The UW System Board of Regents released an internal report Friday showing that no updates were given to the Regents at board meetings until 2006 regarding a $28.4 million payroll and benefit information technology project.
However, according to Regents President David Walsh, members of the Board were kept informed of the project's purposes.
As soon as the UW System identified problems with the project, ""we were kept informed,"" Walsh said of difficulties that arose during the planned implementation of the IT program.
After Kevin Reilly became the new UW System president in 2004, problems with the project were identified and later halted, according to Walsh.
The report, commissioned by the Board, contradicts Walsh and says no updates were given in public forums at Regents meetings until after the project was halted in 2006.
During the planning phases—before the UW System tried to begin implementation of the project—between 1996 and 2001, the Board was given updates of the project, according to the report.
Project status updates, given at least annually, are what the report recommends the Regents adopt for future IT projects.
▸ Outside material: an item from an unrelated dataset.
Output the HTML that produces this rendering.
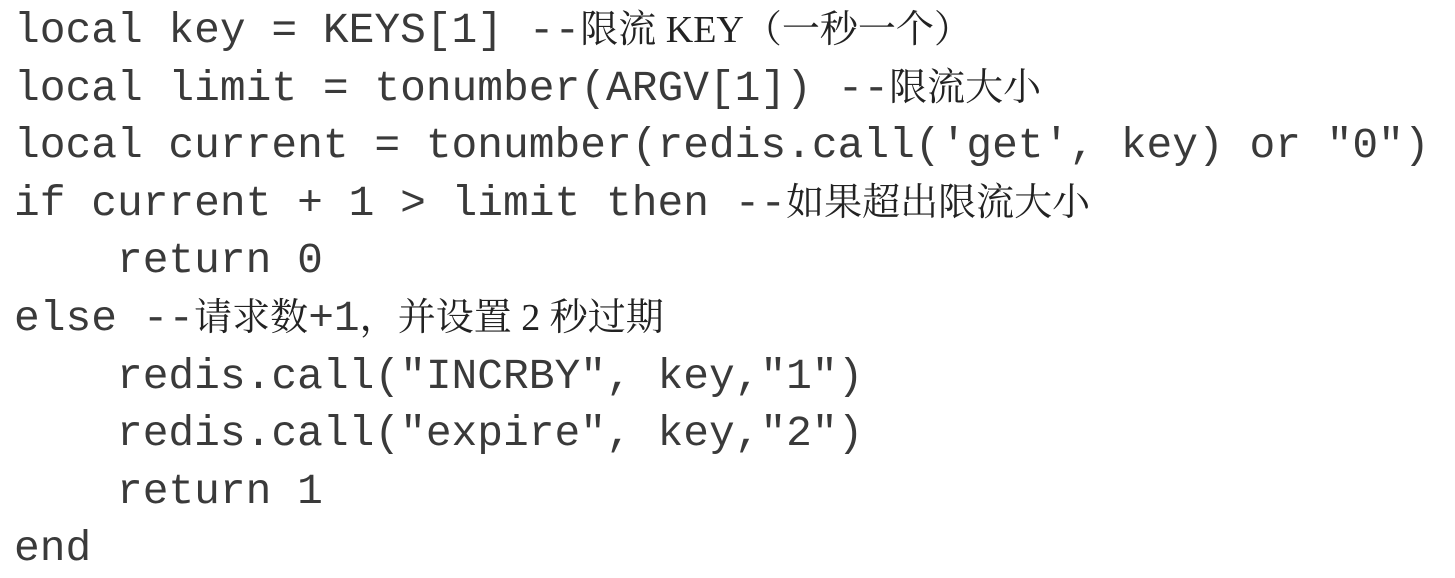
<!DOCTYPE html>
<html><head><meta charset="utf-8"><style>
html,body{margin:0;padding:0;background:#fff;}
body{width:1455px;height:575px;overflow:hidden;}
.w{padding:2px 0 0 14px;font-family:"Liberation Mono",monospace;font-size:42.9px;color:#3a3a3a;}
.w div{height:57.6px;line-height:57.6px;white-space:pre;overflow:visible;}
.c{font-family:"Liberation Serif","Noto Serif CJK SC",serif;font-size:38px;color:#222;line-height:1;}
.p{font-family:"Noto Serif CJK SC",serif;line-height:1;}
.m{font-family:"Liberation Mono",monospace;font-size:42.9px;color:#3a3a3a;line-height:1;}
</style></head><body>
<div class="w">
<div>local key = KEYS[1] --<span class="c">限流 KEY<span class="p">（</span>一秒一个<span class="p">）</span></span></div>
<div>local limit = tonumber(ARGV[1]) --<span class="c">限流大小</span></div>
<div>local current = tonumber(redis.call('get', key) or "0")</div>
<div>if current + 1 &gt; limit then --<span class="c">如果超出限流大小</span></div>
<div>    return 0</div>
<div>else --<span class="c">请求数<span class="m">+1</span><span class="p">，</span>并设置 2 秒过期</span></div>
<div>    redis.call("INCRBY", key,"1")</div>
<div>    redis.call("expire", key,"2")</div>
<div>    return 1</div>
<div>end</div>
</div>
</body></html>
""According to the literature we reviewed, IT initiatives enjoy greater success with board awareness of the initiatives, and the boards should ‘ask powerful questions' about their institutions' investments in and strategies for IT,"" the internal report said. ""At the same time, boards are typically advised to avoid ‘micromanagement.'""
UW System spokesperson David Giroux said there was a lack of updates because of the differences between the way Regents are kept informed on construction projects and the way they are kept informed regarding IT projects.
Building project managers and the UW System must continually give updates to the Regents in accordance with current Board of Regents policy, according to Giroux.
Giroux emphasized the changing scale of IT projects in state university systems, in which software projects may cost millions of dollars and require more oversight.
He said because IT projects now may cost as much as construction projects, Regents should be kept updated of IT projects' statuses in a similar manner.